I have been circling the drain on this question for a couple years, and have not properly asked the question before. This is not a homework problem - I have created the attached diagram and conceived the problem statement. I was hoping someone could evaluate my work and tell me where I am going wrong. When I calculate the energy input by pulling the cable with tension $W_1$ over a distance $L_1$, it does not match the energy required to lift weight $W_2$ to the height $L_2$. I know there is something wrong with how I am approaching the problem, but I can't figure out where my misstep is. I have been working on a couple inventions that center on this fundamental problem and I can't seem to get it right.
Problem Statement
A cable is partially wound around a drum of radius $R_1$ and fastened to its surface. The opposite end of this cable hangs freely. The drum rotates around a central axis, and is rigidly connected to a straight lever arm. A weight $W_2$ acts on the lever arm. The weight $W_2$ can slide freely so that when the arm rotates, the weight maintains a constant horizontal distance $R_{2,x}$ from the drum axis.

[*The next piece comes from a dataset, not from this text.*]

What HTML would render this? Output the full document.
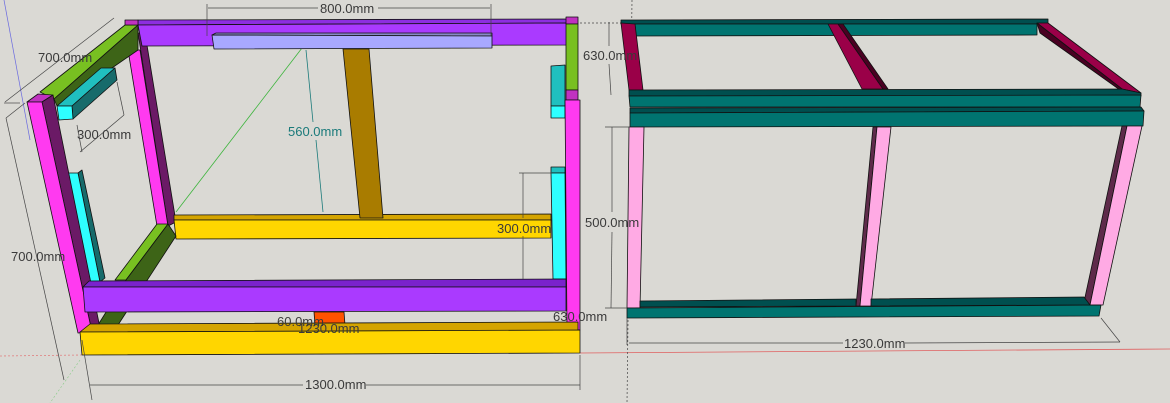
<!DOCTYPE html>
<html><head><meta charset="utf-8"><style>
html,body{margin:0;padding:0;background:#dad9d4;}
svg{display:block}
text{font-family:"Liberation Sans",sans-serif;font-size:13px;fill:#3a3a3a}
</style></head><body>
<svg width="1170" height="403" viewBox="0 0 1170 403" xmlns="http://www.w3.org/2000/svg">
<rect width="1170" height="403" fill="#dad9d4"/>
<line x1="4" y1="0" x2="30" y2="140" stroke="#6a6ae0" stroke-width="0.7"/>
<line x1="176" y1="212" x2="302" y2="48" stroke="#3cb43c" stroke-width="0.8"/>
<line x1="0" y1="356" x2="82" y2="355" stroke="#e08080" stroke-width="0.8" stroke-dasharray="2,2"/>
<line x1="580" y1="353" x2="1170" y2="349" stroke="#e06060" stroke-width="0.8"/>
<line x1="632" y1="0" x2="627" y2="403" stroke="#444" stroke-width="0.7" stroke-dasharray="2,2"/>
<line x1="580" y1="23" x2="625" y2="23" stroke="#444" stroke-width="0.7" stroke-dasharray="2,2"/>
<line x1="80" y1="360" x2="50" y2="403" stroke="#8c8" stroke-width="0.6" stroke-dasharray="2,2"/>

<g stroke="#111" stroke-width="0.8" stroke-linejoin="round">
<polygon points="138,33 145,33 176,222 168,226" fill="#6b1a66"/>
<polygon points="128,50 140,50 168,226 157,226" fill="#ff3af0"/>
<polygon points="138,20 567,19 567,23 138,25" fill="#8d2ee0"/>
<polygon points="138,25 567,23 567,45 142,46" fill="#aa3aff"/>
<!-- lavender bar -->
<polygon points="212,35 216,33 492,33 492,36" fill="#8888c8"/>
<polygon points="212,35 492,36 492,48 214,49" fill="#a8a8ff"/>
<polygon points="40,92 125,25 138,25 54,99" fill="#78c021"/>
<polygon points="54,99 138,25 138,50 57,106" fill="#3d6417"/>
<polygon points="125,20 138,20 138,25 125,25" fill="#c032c0"/>
<polygon points="57,106 101,68 115,68 72,106" fill="#20bfbf"/>
<polygon points="72,106 115,68 117,80 73,119" fill="#176b6b"/>
<polygon points="57,106 72,106 73,119 59,120" fill="#2effff"/>
<polygon points="174,215 551,214 551,220 174,220" fill="#d4a400"/>
<polygon points="174,220 551,220 551,238 176,239" fill="#ffd600"/>
<polygon points="343,49 369,49 383,218 360,218" fill="#a97c00"/>
<polygon points="115,280 157,224 168,224 126,280" fill="#78c021"/>
<polygon points="98,325 126,280 168,224 176,236 118,325" fill="#3d6417"/>
<polygon points="78,173 82,170 105,278 100,282" fill="#176b6b"/>
<polygon points="65,173 78,173 100,282 86,282" fill="#2effff"/>
<polygon points="27,102 38,94 53,95 42,102" fill="#c032c0"/>
<polygon points="42,102 53,95 100,328 92,332" fill="#6b1a66"/>
<polygon points="27,102 42,102 92,332 78,333" fill="#ff3af0"/>
<polygon points="566,17 578,17 578,24 566,24" fill="#c032c0"/>
<polygon points="566,24 578,24 578,90 566,90" fill="#78c021"/>
<polygon points="566,90 578,90 578,100 566,100" fill="#c032c0"/>
<polygon points="551,66 565,65 565,106 551,106" fill="#20bfbf"/>
<polygon points="551,106 565,106 565,118 551,118" fill="#2effff"/>
<polygon points="551,167 565,167 565,173 551,173" fill="#20bfbf"/>
<polygon points="551,173 565,173 566,279 553,279" fill="#2effff"/>
<polygon points="565,100 580,100 580,330 567,330" fill="#ff3af0"/>
<polygon points="83,287 89,281 566,279 566,287" fill="#7a22cc"/>
<polygon points="83,287 566,287 566,311 85,312" fill="#aa3aff"/>
<polygon points="314,312 344,312 345,325 315,325" fill="#ff5200"/>
<polygon points="90,324 578,322 578,331 80,332" fill="#d4a400"/>
<polygon points="80,332 580,330 580,353 82,355" fill="#ffd600"/>

<polygon points="621,20 1048,19 1048,24 621,24" fill="#004f4f"/>
<polygon points="635,24 1037,24 1037,35 636,36" fill="#007470"/>
<polygon points="621,23 635,24 643,90 629,90" fill="#9a0048"/>
<polygon points="828,24 838,24 883,89 862,89" fill="#9a0048"/>
<polygon points="838,24 843,24 888,89 883,89" fill="#4a0022"/>
<polygon points="1037,23 1048,23 1141,93 1122,89" fill="#9a0048"/>
<polygon points="1037,23 1040,33 1120,90 1122,89" fill="#4a0022"/>
<polygon points="629,90 1122,89 1141,93 1141,96 629,96" fill="#004f4f"/>
<polygon points="629,96 1141,95 1140,107 630,107" fill="#007470"/>
<polygon points="630,108 1141,107 1144,111 630,113" fill="#004f4f"/>
<polygon points="630,113 1144,111 1143,126 630,127" fill="#007470"/>
<polygon points="629,127 644,127 640,308 627,308" fill="#ffaae4"/>
<polygon points="873,127 877,127 860,306 856,306" fill="#5e2a4a"/>
<polygon points="877,127 891,127 871,306 860,306" fill="#ffaae4"/>
<polygon points="1122,126 1127,126 1090,305 1084,302" fill="#5e2a4a"/>
<polygon points="1127,126 1142,126 1103,305 1090,305" fill="#ffaae4"/>
<polygon points="640,301 856,299 856,306 640,307" fill="#004f4f"/>
<polygon points="871,299 1084,297 1090,305 871,306" fill="#004f4f"/>
<polygon points="627,308 1101,305 1099,316 627,318" fill="#007470"/>
</g>

<g stroke="#444" stroke-width="0.7" fill="none">
<line x1="207" y1="4" x2="207" y2="36"/><line x1="491" y1="4" x2="491" y2="36"/>
<line x1="208" y1="8" x2="318" y2="8"/><line x1="378" y1="8" x2="490" y2="8"/>
<line x1="5" y1="102" x2="114" y2="18"/><line x1="4" y1="103" x2="20" y2="103"/>
<line x1="6" y1="118" x2="64" y2="380"/><line x1="6" y1="118" x2="25" y2="103"/>
<line x1="82" y1="340" x2="92" y2="400"/><line x1="90" y1="385" x2="303" y2="385"/><line x1="366" y1="385" x2="580" y2="385"/>
<line x1="580" y1="355" x2="580" y2="390"/>
<line x1="117" y1="82" x2="124" y2="115"/><line x1="77" y1="125" x2="82" y2="152"/><line x1="80" y1="152" x2="124" y2="115"/>
<line x1="523" y1="173" x2="523" y2="218"/><line x1="523" y1="236" x2="523" y2="279"/><line x1="519" y1="173" x2="552" y2="173"/>
<line x1="609" y1="22" x2="609" y2="46"/><line x1="609" y1="64" x2="611" y2="95"/>
<line x1="612" y1="127" x2="612" y2="212"/><line x1="612" y1="232" x2="611" y2="308"/>
<line x1="605" y1="127" x2="630" y2="127"/><line x1="605" y1="308" x2="627" y2="308"/>
<line x1="629" y1="343" x2="843" y2="343"/><line x1="905" y1="343" x2="1120" y2="342"/>
<line x1="1101" y1="318" x2="1120" y2="342"/><line x1="627" y1="318" x2="627" y2="345"/>
</g>
<line x1="306" y1="50" x2="313" y2="122" stroke="#1a7a7a" stroke-width="0.8"/>
<line x1="316" y1="140" x2="323" y2="212" stroke="#1a7a7a" stroke-width="0.8"/>

<text x="320" y="13">800.0mm</text>
<text x="38" y="62">700.0mm</text>
<text x="77" y="139">300.0mm</text>
<text x="288" y="136" style="fill:#1a7a7a">560.0mm</text>
<text x="497" y="233">300.0mm</text>
<text x="11" y="261">700.0mm</text>
<text x="277" y="326">60.0mm</text>
<text x="298" y="333">1230.0mm</text>
<text x="553" y="321">630.0mm</text>
<text x="305" y="389">1300.0mm</text>
<text x="583" y="60">630.0mm</text>
<text x="585" y="227">500.0mm</text>
<text x="844" y="348">1230.0mm</text>
</svg>
</body></html>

The arm begins in a horizontal orientation, a vertical tension $W_1$ is applied to the free end of the cable and the cable is pulled down a distance $L_1$. As a result, the drum rotates through an angle $a$ and the weight $W_2$ is raised to a height $L_2$.
Analysis
Ignore stretching of the cable, and the inertia of the rigid body system (drum and lever arm). At all positions of the lever arm where $(0^\circ < a < 90^\circ)$, the weight W2 should generate a constant torque T2 about the drum's axis. This can be shown by: $$T_2=R\cdot W_{2,\bot}$$ $$T_2=\frac{R_{2,x}}{\cos(a)}W_2\cdot \cos(a)=W_2*R_{2,x}$$ The equilibrium tension in the cable should then be: $$W_1=\frac{T_2}{R_1}=W_2\frac{R_{2,x}}{R_1}$$ Since the torque generated by weight $W_2$ is constant, I assume that the equilibrium tension $W_1$ should also be constant. Therefore, by pulling the cable vertically down a distance $L_1$, the energy input into the system should be: $$E_1=W_1\cdot L_1$$ The angle $a$ that the lever rotates to, without slipping or stretching of the cable, should be: $$a=\frac{L_1}{R_1}$$ This rotation should lift the weight $W_2$ to a height of: $$L_2=R_{2,x}\tan(a)$$ This action should require an energy of: $$E_2=W_2\cdot L_2$$
In Summary
By pulling on the free end of the cable with tension $W_1$ and moving it a distance $L_1$ vertically, the weight $W_2$ will raise to a height of $L_2$. The input and output energies should be equal, but are calculated as: $$E_1=W_1\cdot L_1=\frac{W_2\cdot R_{2,x}\cdot L_1}{R_1}$$ $$E_2=W_2\cdot L_2=W_2\cdot R_{2,x}\cdot \tan(\frac{L_1}{R_1})$$
Substitution
$W_2=1~lb,~~R_{2,x}=10~in,~~R_1=3~in,~~L_1=3~in$ $$E_1=\frac{(1~lb)(10~in)(3~in)}{3~in}=10~in\cdot lbf$$ $$E_2=(1~lb)(10~in)tan(\frac{(3~in)}{(3~in)})=15.57~in\cdot lbf$$
Additional
I did find that performing a similar analysis with a see-saw type setup (placing a pivot at the center of a straight bar with vertical forces maintained at specified horizontal distances in each direction) produces a correct result with balanced energy. So there should be some problem with how I am calculating the height $L_2$ in the drum and lever setup. However it seems trivial to determine the angle $a$: without slipping or stretching of the cable, shouldn't the drum should rotate through an arc-distance equal to $L_1$?